* Begin *
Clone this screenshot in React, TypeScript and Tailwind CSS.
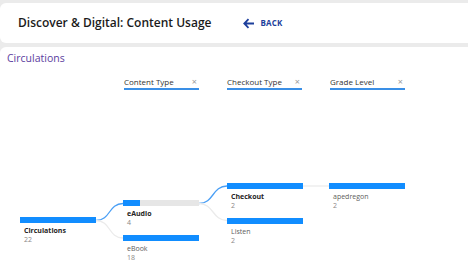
import React from "react";

function Node({
  x,
  y,
  label,
  value,
  bold,
  fill = 1,
}: {
  x: number;
  y: number;
  label: string;
  value: string;
  bold?: boolean;
  fill?: number;
}) {
  return (
    <div className="absolute w-[76px]" style={{ left: x, top: y }}>
      <div className="h-[6px] w-full bg-[#e6e6e6] relative">
        <div className="absolute left-0 top-0 h-full bg-[#118dff]" style={{ width: `${fill * 100}%` }} />
      </div>
      <div className="pl-[4px] pt-[3px] text-[7px]">
        <div className={"leading-[9px] " + (bold ? "font-bold text-[#252423]" : "text-[#605e5c]")}>{label}</div>
        <div className="leading-[9px] text-[#8a8886]">{value}</div>
      </div>
    </div>
  );
}

function Filter({ label }: { label: string }) {
  return (
    <div className="w-[75px] flex items-center justify-between border-b-2 border-[#3a8fe6] pb-[1px] text-[8px] text-[#333]">
      <span className="leading-[10px]">{label}</span>
      <span className="text-[#999] text-[9px] leading-[10px] pr-[2px]">×</span>
    </div>
  );
}

export default function App() {
  return (
    <div
      className="w-[468px] h-[280px] bg-[#ebebeb] overflow-hidden pt-[3px]"
      style={{ fontFamily: '"Open Sans", "Segoe UI", Roboto, sans-serif' }}
    >
      <div className="h-[40px] bg-white rounded-l-[6px] flex items-center pl-[18px]">
        <div className="text-[12px] font-semibold text-[#1b1b1b]">
          Discover &amp; Digital: Content Usage
        </div>
        <div className="ml-[32px] flex items-center gap-[5px] text-[#1d3f9c]">
          <svg width="12" height="11" viewBox="0 0 12 11" fill="none" stroke="currentColor" strokeWidth="1.8">
            <path d="M11 5.5H1.5M5.5 1.2 1.3 5.5l4.2 4.3" />
          </svg>
          <span className="text-[8px] font-bold tracking-[0.2px]">BACK</span>
        </div>
      </div>
      <div className="mt-[4px] h-[240px] bg-white rounded-l-[6px] relative">
        <div className="pl-[7px] pt-[4px] text-[10.5px] text-[#5b3d9e] leading-[14px]">Circulations</div>
        <div className="flex gap-[28px] pl-[124px] mt-[12px]">
          <Filter label="Content Type" />
          <Filter label="Checkout Type" />
          <Filter label="Grade Level" />
        </div>
        <svg className="absolute left-0 top-0" width="468" height="240" fill="none">
          <path d="M96 173.5 C111 173.5 108 156.5 123 156.5" stroke="#4a9ff5" strokeWidth="1.3" />
          <path d="M96 173.5 C111 173.5 108 191 123 191" stroke="#ebebeb" strokeWidth="1.3" />
          <path d="M199 156.5 C214 156.5 212 139 227 139" stroke="#4a9ff5" strokeWidth="1.3" />
          <path d="M199 156.5 C214 156.5 212 173.5 227 173.5" stroke="#ebebeb" strokeWidth="1.3" />
          <path d="M301 139 L329 139" stroke="#ebebeb" strokeWidth="1.3" />
        </svg>
        <Node x={20} y={170} label="Circulations" value="22" bold />
        <Node x={123} y={153} label="eAudio" value="4" bold fill={0.23} />
        <Node x={123} y={188} label="eBook" value="18" />
        <Node x={227} y={136} label="Checkout" value="2" bold />
        <Node x={227} y={171} label="Listen" value="2" />
        <Node x={329} y={136} label="apedregon" value="2" />
      </div>
    </div>
  );
}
* End *
* The exercise
Repeat the listing above from its first line through the line that contains "import React from", both included, and nothing more. Drop the pictures.

* Worked solution
Clone this screenshot in React, TypeScript and Tailwind CSS.
import React from "react";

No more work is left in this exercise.